Which oil stock do the experts recommend?

Analysts advise Diamondback Energy due to its strong-buy rating. This company is one of the many small-to mid-cap oil producers. However, its production totals more than 130,000 barrels of oil equivalent each day.

Diamondback has taken advantage of the oil boom in Texas’ Permian Basin along with the other companies, turning that basin into North America’s top oil-producing region. The company began 2020 with success, reporting $1.104 billion in top-line revenue, as well as $1.93 in earnings per share for the fourth quarter in 2019. It beat the analysts’ forecasts on both metrics.

Furthermore, Diamondback announced a growth in the regular dividend, increasing it to 37.5 cents per share quarterly. That put the annualized rate at $1.50 per share, while the yield, at 4.2%, is more than double the average dividend yield found among S&P-listed stocks.

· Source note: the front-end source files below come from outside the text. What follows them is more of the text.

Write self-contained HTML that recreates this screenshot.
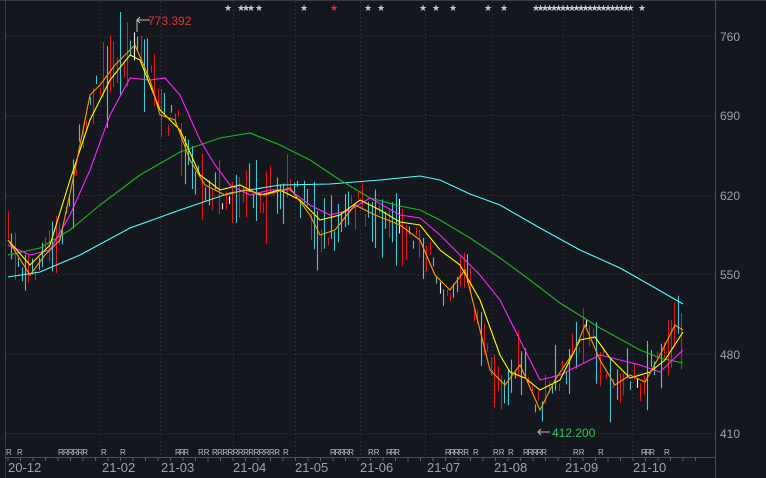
<!DOCTYPE html>
<html><head><meta charset="utf-8"><style>
html,body{margin:0;padding:0;background:#14171d;width:766px;height:478px;overflow:hidden;font-family:"Liberation Sans",sans-serif}
#c{position:absolute;left:0;top:0}
</style></head><body>
<svg id="c" width="766" height="478" xmlns="http://www.w3.org/2000/svg">
<g id="grid" stroke="#3a3f48" stroke-width="1" stroke-dasharray="1,3"></g>
<g id="cand"></g>
<g id="lines" fill="none" stroke-width="1.1"></g>
<line x1="715.5" y1="0" x2="715.5" y2="478" stroke="#4a4d55"/>
<line x1="5.5" y1="0" x2="5.5" y2="478" stroke="#3a3d44"/>
<line x1="5" y1="457.5" x2="715" y2="457.5" stroke="#4a4d55"/>
<line x1="0" y1="0.5" x2="766" y2="0.5" stroke="#3a3d44"/>
<polyline points="150,20 137,20 137,32" fill="none" stroke="#bbb"/>
<polyline points="550,432 538,432" fill="none" stroke="#bbb"/>
<polyline points="541,429 538,432 541,435" fill="none" stroke="#bbb"/>
<polyline points="140,17 137,20 140,23" fill="none" stroke="#bbb"/>
<text x="148" y="25" fill="#e8323a" font-size="12" font-family="Liberation Sans">773.392</text>
<text x="552" y="437" fill="#2fc25b" font-size="12" font-family="Liberation Sans">412.200</text>
<g fill="#9aa3ad" font-size="12" font-family="Liberation Sans">
<text x="720" y="41">760</text><text x="720" y="120">690</text><text x="720" y="200">620</text>
<text x="720" y="279">550</text><text x="720" y="359">480</text><text x="720" y="438">410</text>
</g>
<g fill="#9aa3ad" font-size="13" font-family="Liberation Sans">
<text x="8" y="472">20-12</text><text x="102" y="472">21-02</text><text x="161" y="472">21-03</text>
<text x="233" y="472">21-04</text><text x="295" y="472">21-05</text><text x="360" y="472">21-06</text>
<text x="427" y="472">21-07</text><text x="494" y="472">21-08</text><text x="565" y="472">21-09</text>
<text x="633" y="472">21-10</text>
</g>
<g fill="#b8bcc4" font-size="8" font-family="Liberation Sans" textLength="0">
<text x="6" y="455">R</text><text x="17" y="455">R</text><text x="58" y="455" textLength="30">RRRRRR</text>
<text x="101" y="455">R</text><text x="120" y="455">R</text>
<text x="175" y="455" textLength="14">RRR</text><text x="198" y="455">RR</text><text x="212" y="455" textLength="68">RRRRRRRRRRRRR</text>
<text x="283" y="455">R</text>
<text x="330" y="455" textLength="24">RRRRR</text><text x="368" y="455">RR</text><text x="386" y="455" textLength="14">RRR</text>
<text x="445" y="455" textLength="24">RRRR R</text><text x="473" y="455">R</text><text x="493" y="455">RR</text><text x="508" y="455">R</text>
<text x="523" y="455" textLength="24">RRRRR</text><text x="573" y="455">RR</text><text x="598" y="455">R</text>
<text x="641" y="455" textLength="14">RRR</text><text x="664" y="455">R</text>
</g>
<g id="stars" fill="#c8ccd4" font-size="9" font-family="DejaVu Sans"></g>
<g stroke="#5a5d64" id="ticks"></g>
</svg>
<script>
var NS="http://www.w3.org/2000/svg";
function el(p,t,a){var e=document.createElementNS(NS,t);for(var k in a)e.setAttribute(k,a[k]);p.appendChild(e);return e;}
var g=document.getElementById('grid');
[36,115,195,274,354,433].forEach(function(y){el(g,'line',{x1:6,x2:715,y1:y+.5,y2:y+.5});});
[100,160,233,295,360,425,492,563,632].forEach(function(x){el(g,'line',{x1:x+.5,x2:x+.5,y1:2,y2:457});});
var tk=document.getElementById('ticks');
for(var x=8;x<700;x+=12.5)el(tk,'line',{x1:x,x2:x,y1:457,y2:461});
var st=document.getElementById('stars');
var sx=[227,240,245,250,258,303,333,367,380,422,435,452,487,503,641];
for(var x=535;x<630;x+=4.5)sx.push(x);
sx.forEach(function(x){var t=el(st,'text',{x:x-3,y:11});t.textContent='★';if(x==333)t.setAttribute('fill','#e8323a');});
function P(s){return s.split(' ').map(function(p){return p.split(',').map(Number);});}
var L={
cy:["#5ff","8,277 40,272 80,255 130,228 180,210 230,193 280,185 330,184 380,180 420,176 440,180 470,194 500,205 540,228 580,250 620,268 650,285 683,304"],
gr:["#1db91d","8,255 40,248 70,230 100,205 140,175 180,152 220,138 250,133 280,145 310,160 340,180 370,198 400,206 420,210 440,220 470,238 500,258 530,280 560,303 600,328 640,350 660,358 683,363"],
mg:["#f2f","8,245 30,255 50,250 70,215 90,170 110,115 130,78 150,80 165,78 180,95 200,140 215,165 230,185 250,195 270,190 290,190 310,205 330,215 350,210 370,198 400,215 420,218 440,235 460,255 480,275 500,300 520,340 540,380 560,375 580,365 600,355 620,360 640,365 660,372 683,350"],
ye:["#ff0","8,240 30,265 50,245 70,180 90,120 110,80 130,55 140,60 160,110 180,130 200,175 220,190 240,185 260,195 280,190 300,200 320,220 340,215 360,200 380,210 400,222 420,225 440,250 460,265 480,300 500,355 510,372 525,378 540,390 560,380 580,340 595,337 610,358 630,378 650,372 665,360 683,332"],
or:["#f90","8,240 30,275 45,255 60,240 75,170 90,95 100,85 115,65 135,45 150,80 160,115 175,120 190,160 205,185 225,195 245,190 265,195 290,188 310,215 320,235 335,230 355,205 375,215 400,225 420,240 435,275 450,290 465,270 480,330 490,370 505,385 520,365 540,410 555,380 575,350 585,325 600,360 615,385 630,375 645,382 660,355 675,325 683,330"]};
var seed=7;function r(){seed=(seed*16807)%2147483647;return seed/2147483647;}
function interp(pts,x){for(var i=1;i<pts.length;i++){if(x<=pts[i][0]){var a=pts[i-1],b=pts[i];return a[1]+(b[1]-a[1])*(x-a[0])/(b[0]-a[0]);}}return pts[pts.length-1][1];}
var op=P(L.or[1]),cd=document.getElementById('cand');
for(var x=8;x<=684;x+=3.4){var c=interp(op,x)+(r()-.5)*30;var h=6+r()*r()*80;var col=r()<.5?'#e01818':'#46c8d0';if(r()<.04)col='#eee';
el(cd,'line',{x1:Math.round(x)+.5,x2:Math.round(x)+.5,y1:c-h/2,y2:c+h/2,stroke:col,'stroke-width':1.1});}
var lg=document.getElementById('lines');
['cy','gr','mg','ye','or'].forEach(function(k){el(lg,'polyline',{points:L[k][1],stroke:L[k][0]});});
</script>
</body></html>
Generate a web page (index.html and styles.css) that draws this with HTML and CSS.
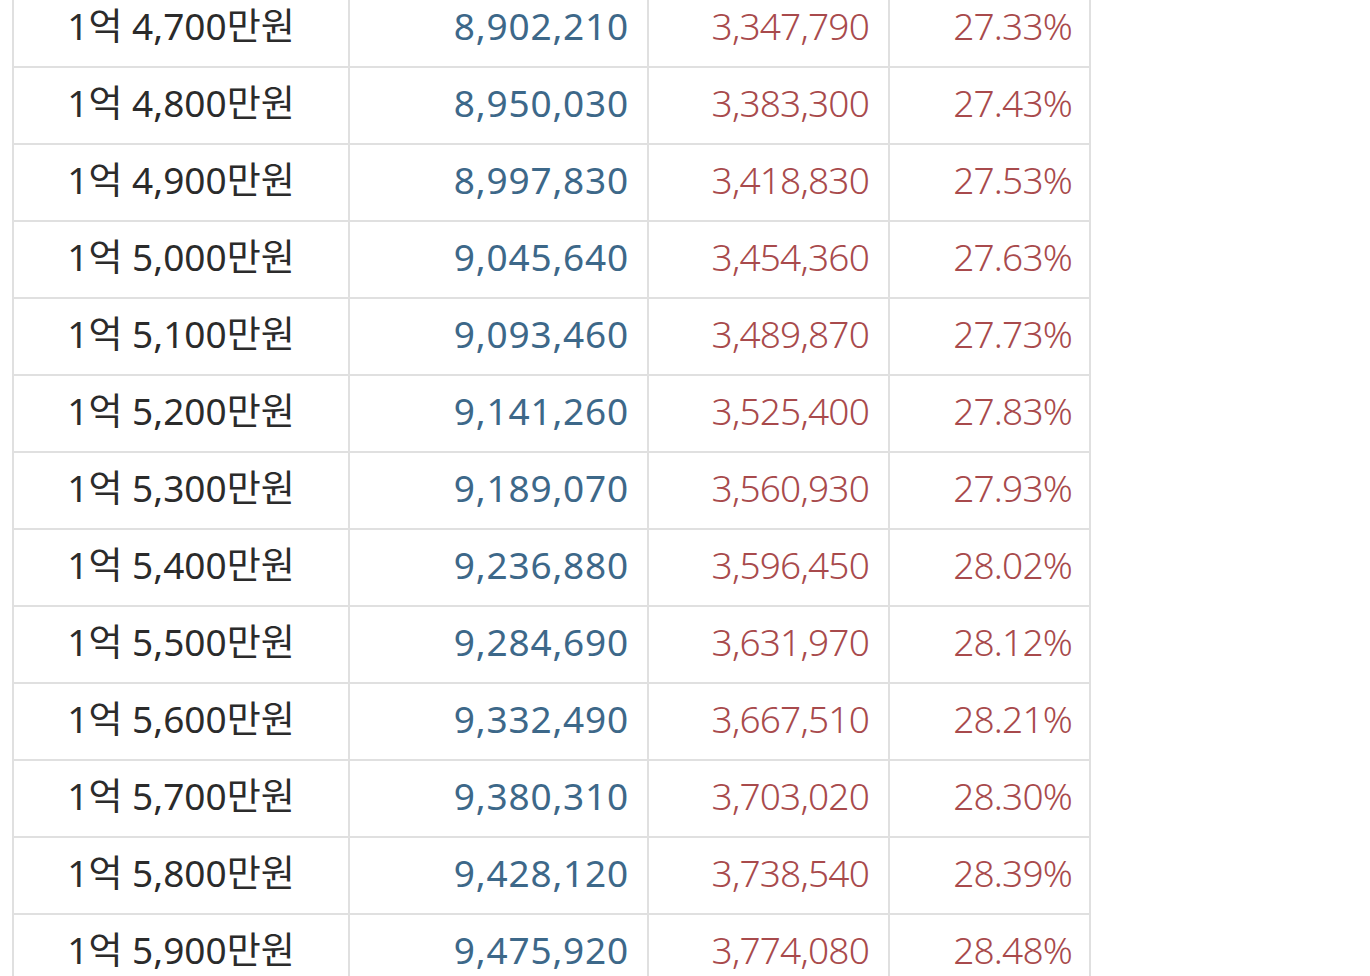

Scott Hanold, RBC’s analyst, stated that Diamondback became one of few that have amassed a combination of quality assets, minerals ownership, strong economic growth, and water business. All of these help to provide a competitive advantage.

He believes that Diamondback has one of the lowest cost structures in the basin, as well as a corporate cash flow break-even that is among the best in the industry. Hanold set his price target at $50, with a 38% upside potential for the shareholders.